:: Exercise details ::
Copy each line below exactly and leave the pictures out.

:: Collected data ::
########################################

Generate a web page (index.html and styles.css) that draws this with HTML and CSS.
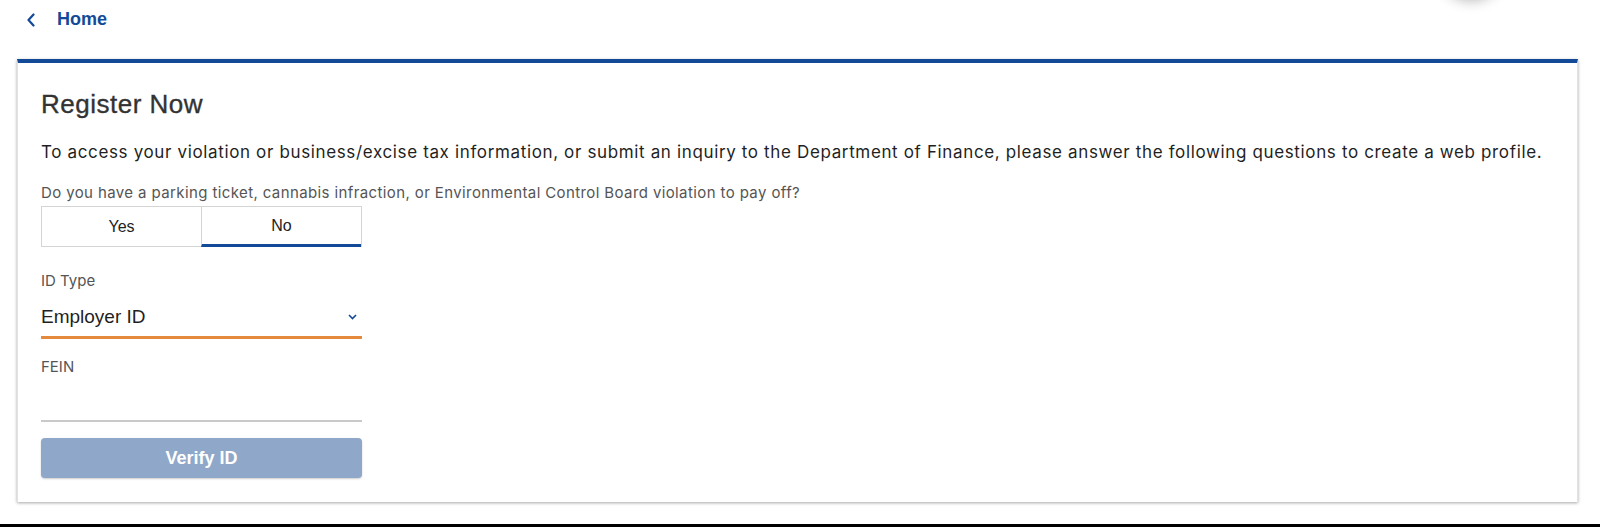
FILE: index.html
```html
<!DOCTYPE html>
<html lang="en">
<head>
<meta charset="utf-8">
<title>Register Now</title>
<link rel="stylesheet" href="styles.css">
</head>
<body>
<div class="fab-shadow"></div>
<header class="topbar">
  <a class="back" href="#">
    <svg class="back-icon" width="10" height="14" viewBox="0 0 10 14" aria-hidden="true"><path d="M7.5 1.5 L2.5 7 L7.5 12.5" fill="none" stroke="#134a98" stroke-width="2.2" stroke-linecap="round" stroke-linejoin="round"/></svg>
    <span class="back-text">Home</span>
  </a>
</header>
<main class="card">
  <h1 class="title">Register Now</h1>
  <p class="intro">To access your violation or business/excise tax information, or submit an inquiry to the Department of Finance, please answer the following questions to create a web profile.</p>
  <div class="question">Do you have a parking ticket, cannabis infraction, or Environmental Control Board violation to pay off?</div>
  <div class="toggle">
    <button class="toggle-btn">Yes</button>
    <button class="toggle-btn active">No</button>
  </div>
  <div class="field-label label-id">ID Type</div>
  <div class="select">
    <span class="select-value">Employer ID</span>
    <svg class="select-chev" width="9" height="6" viewBox="0 0 9 6" aria-hidden="true"><path d="M1 1 L4.5 4.5 L8 1" fill="none" stroke="#134a98" stroke-width="1.6"/></svg>
  </div>
  <div class="field-label label-fein">FEIN</div>
  <div class="input"></div>
  <button class="verify">Verify ID</button>
</main>
<div class="bottom-bar"></div>
</body>
</html>
```

FILE: styles.css
```css
* { box-sizing: border-box; }
html, body { margin: 0; padding: 0; background: #fff; }
body {
  font-family: "Liberation Sans", Arial, sans-serif;
  color: #222;
  position: relative;
  overflow: hidden;
  height: 527px;
}
.fab-shadow {
  position: absolute;
  top: -64px;
  left: 1440px;
  width: 62px;
  height: 62px;
  border-radius: 50%;
  background: #fff;
  box-shadow: 0 2px 14px rgba(0,0,0,0.32);
}
.topbar {
  height: 39px;
  margin-bottom: 20px;
  display: flex;
  align-items: center;
  padding-left: 26px;
}
.back {
  display: flex;
  align-items: center;
  text-decoration: none;
  color: #134a98;
  height: 39px;
}
.back-icon { margin-right: 21px; }
.back-text {
  font-size: 18px;
  font-weight: bold;
  line-height: 39px;
}
.card {
  margin: 0 22px 0 17px;
  border-top: 4px solid #134a98;
  border-left: 1px solid #e2e2e2;
  border-right: 1px solid #e2e2e2;
  box-shadow: 0 1px 3px rgba(0,0,0,0.35);
  padding: 26px 23px 24px 23px;
  height: 443px;
  background: #fff;
}
.title {
  margin: 0;
  font-size: 26px;
  font-weight: normal;
  line-height: 30px;
  color: #333;
  letter-spacing: 0.5px;
  -webkit-text-stroke: 0.35px #333;
}
.intro {
  margin: 21px 0 0 0;
  font-family: Inter, "Liberation Sans", sans-serif;
  font-size: 17px;
  letter-spacing: 0.64px;
  line-height: 24px;
  color: #1f1f1f;
}
.question {
  margin-top: 19px;
  font-family: Inter, "Liberation Sans", sans-serif;
  font-size: 15px;
  letter-spacing: 0.39px;
  line-height: 20px;
  color: #555;
}
.toggle {
  margin-top: 3px;
  display: flex;
  width: 321px;
  height: 41px;
  border: 1px solid #d4d4d4;
}
.toggle-btn {
  flex: 1;
  border: 0;
  background: #fff;
  font-family: "Liberation Sans", Arial, sans-serif;
  font-size: 16px;
  color: #222;
  padding: 0;
  margin: 0;
  display: flex;
  align-items: center;
  justify-content: center;
}
.toggle-btn + .toggle-btn { border-left: 1px solid #d4d4d4; }
.toggle-btn.active {
  border-bottom: 3px solid #134a98;
  margin-bottom: -1px;
  padding-top: 1px;
}
.field-label {
  font-family: Inter, "Liberation Sans", sans-serif;
  font-size: 15px;
  line-height: 20px;
  color: #555;
}
.label-id { margin-top: 24px; }
.label-fein { margin-top: 18px; }
.select {
  width: 321px;
  height: 48px;
  padding-top: 6px;
  border-bottom: 3px solid #e58a3c;
  display: flex;
  align-items: center;
  justify-content: space-between;
  padding-right: 5px;
}
.select-value {
  font-size: 19px;
  line-height: 39px;
  color: #1f1f1f;
}
.select-chev { display: block; }
.input {
  width: 321px;
  height: 45px;
  border-bottom: 2px solid #c9c9c9;
}
.verify {
  margin-top: 16px;
  width: 321px;
  height: 40px;
  border: 0;
  border-radius: 4px;
  background: #8fa8c9;
  color: #fff;
  font-family: "Liberation Sans", Arial, sans-serif;
  font-size: 18px;
  font-weight: bold;
  box-shadow: 0 1px 2px rgba(0,0,0,0.2);
  display: block;
  padding: 0;
}
.bottom-bar {
  margin-top: 22px;
  height: 3px;
  background: #000;
}
```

########################################

:: Task solution ::
Generate a web page (index.html and styles.css) that draws this with HTML and CSS.
FILE: index.html
```html
<!DOCTYPE html>
<html lang="en">
<head>
<meta charset="utf-8">
<title>Register Now</title>
<link rel="stylesheet" href="styles.css">
</head>
<body>
<div class="fab-shadow"></div>
<header class="topbar">
  <a class="back" href="#">
    <svg class="back-icon" width="10" height="14" viewBox="0 0 10 14" aria-hidden="true"><path d="M7.5 1.5 L2.5 7 L7.5 12.5" fill="none" stroke="#134a98" stroke-width="2.2" stroke-linecap="round" stroke-linejoin="round"/></svg>
    <span class="back-text">Home</span>
  </a>
</header>
<main class="card">
  <h1 class="title">Register Now</h1>
  <p class="intro">To access your violation or business/excise tax information, or submit an inquiry to the Department of Finance, please answer the following questions to create a web profile.</p>
  <div class="question">Do you have a parking ticket, cannabis infraction, or Environmental Control Board violation to pay off?</div>
  <div class="toggle">
    <button class="toggle-btn">Yes</button>
    <button class="toggle-btn active">No</button>
  </div>
  <div class="field-label label-id">ID Type</div>
  <div class="select">
    <span class="select-value">Employer ID</span>
    <svg class="select-chev" width="9" height="6" viewBox="0 0 9 6" aria-hidden="true"><path d="M1 1 L4.5 4.5 L8 1" fill="none" stroke="#134a98" stroke-width="1.6"/></svg>
  </div>
  <div class="field-label label-fein">FEIN</div>
  <div class="input"></div>
  <button class="verify">Verify ID</button>
</main>
<div class="bottom-bar"></div>
</body>
</html>
```

FILE: styles.css
```css
* { box-sizing: border-box; }
html, body { margin: 0; padding: 0; background: #fff; }
body {
  font-family: "Liberation Sans", Arial, sans-serif;
  color: #222;
  position: relative;
  overflow: hidden;
  height: 527px;
}
.fab-shadow {
  position: absolute;
  top: -64px;
  left: 1440px;
  width: 62px;
  height: 62px;
  border-radius: 50%;
  background: #fff;
  box-shadow: 0 2px 14px rgba(0,0,0,0.32);
}
.topbar {
  height: 39px;
  margin-bottom: 20px;
  display: flex;
  align-items: center;
  padding-left: 26px;
}
.back {
  display: flex;
  align-items: center;
  text-decoration: none;
  color: #134a98;
  height: 39px;
}
.back-icon { margin-right: 21px; }
.back-text {
  font-size: 18px;
  font-weight: bold;
  line-height: 39px;
}
.card {
  margin: 0 22px 0 17px;
  border-top: 4px solid #134a98;
  border-left: 1px solid #e2e2e2;
  border-right: 1px solid #e2e2e2;
  box-shadow: 0 1px 3px rgba(0,0,0,0.35);
  padding: 26px 23px 24px 23px;
  height: 443px;
  background: #fff;
}
.title {
  margin: 0;
  font-size: 26px;
  font-weight: normal;
  line-height: 30px;
  color: #333;
  letter-spacing: 0.5px;
  -webkit-text-stroke: 0.35px #333;
}
.intro {
  margin: 21px 0 0 0;
  font-family: Inter, "Liberation Sans", sans-serif;
  font-size: 17px;
  letter-spacing: 0.64px;
  line-height: 24px;
  color: #1f1f1f;
}
.question {
  margin-top: 19px;
  font-family: Inter, "Liberation Sans", sans-serif;
  font-size: 15px;
  letter-spacing: 0.39px;
  line-height: 20px;
  color: #555;
}
.toggle {
  margin-top: 3px;
  display: flex;
  width: 321px;
  height: 41px;
  border: 1px solid #d4d4d4;
}
.toggle-btn {
  flex: 1;
  border: 0;
  background: #fff;
  font-family: "Liberation Sans", Arial, sans-serif;
  font-size: 16px;
  color: #222;
  padding: 0;
  margin: 0;
  display: flex;
  align-items: center;
  justify-content: center;
}
.toggle-btn + .toggle-btn { border-left: 1px solid #d4d4d4; }
.toggle-btn.active {
  border-bottom: 3px solid #134a98;
  margin-bottom: -1px;
  padding-top: 1px;
}
.field-label {
  font-family: Inter, "Liberation Sans", sans-serif;
  font-size: 15px;
  line-height: 20px;
  color: #555;
}
.label-id { margin-top: 24px; }
.label-fein { margin-top: 18px; }
.select {
  width: 321px;
  height: 48px;
  padding-top: 6px;
  border-bottom: 3px solid #e58a3c;
  display: flex;
  align-items: center;
  justify-content: space-between;
  padding-right: 5px;
}
.select-value {
  font-size: 19px;
  line-height: 39px;
  color: #1f1f1f;
}
.select-chev { display: block; }
.input {
  width: 321px;
  height: 45px;
  border-bottom: 2px solid #c9c9c9;
}
.verify {
  margin-top: 16px;
  width: 321px;
  height: 40px;
  border: 0;
  border-radius: 4px;
  background: #8fa8c9;
  color: #fff;
  font-family: "Liberation Sans", Arial, sans-serif;
  font-size: 18px;
  font-weight: bold;
  box-shadow: 0 1px 2px rgba(0,0,0,0.2);
  display: block;
  padding: 0;
}
.bottom-bar {
  margin-top: 22px;
  height: 3px;
  background: #000;
}
```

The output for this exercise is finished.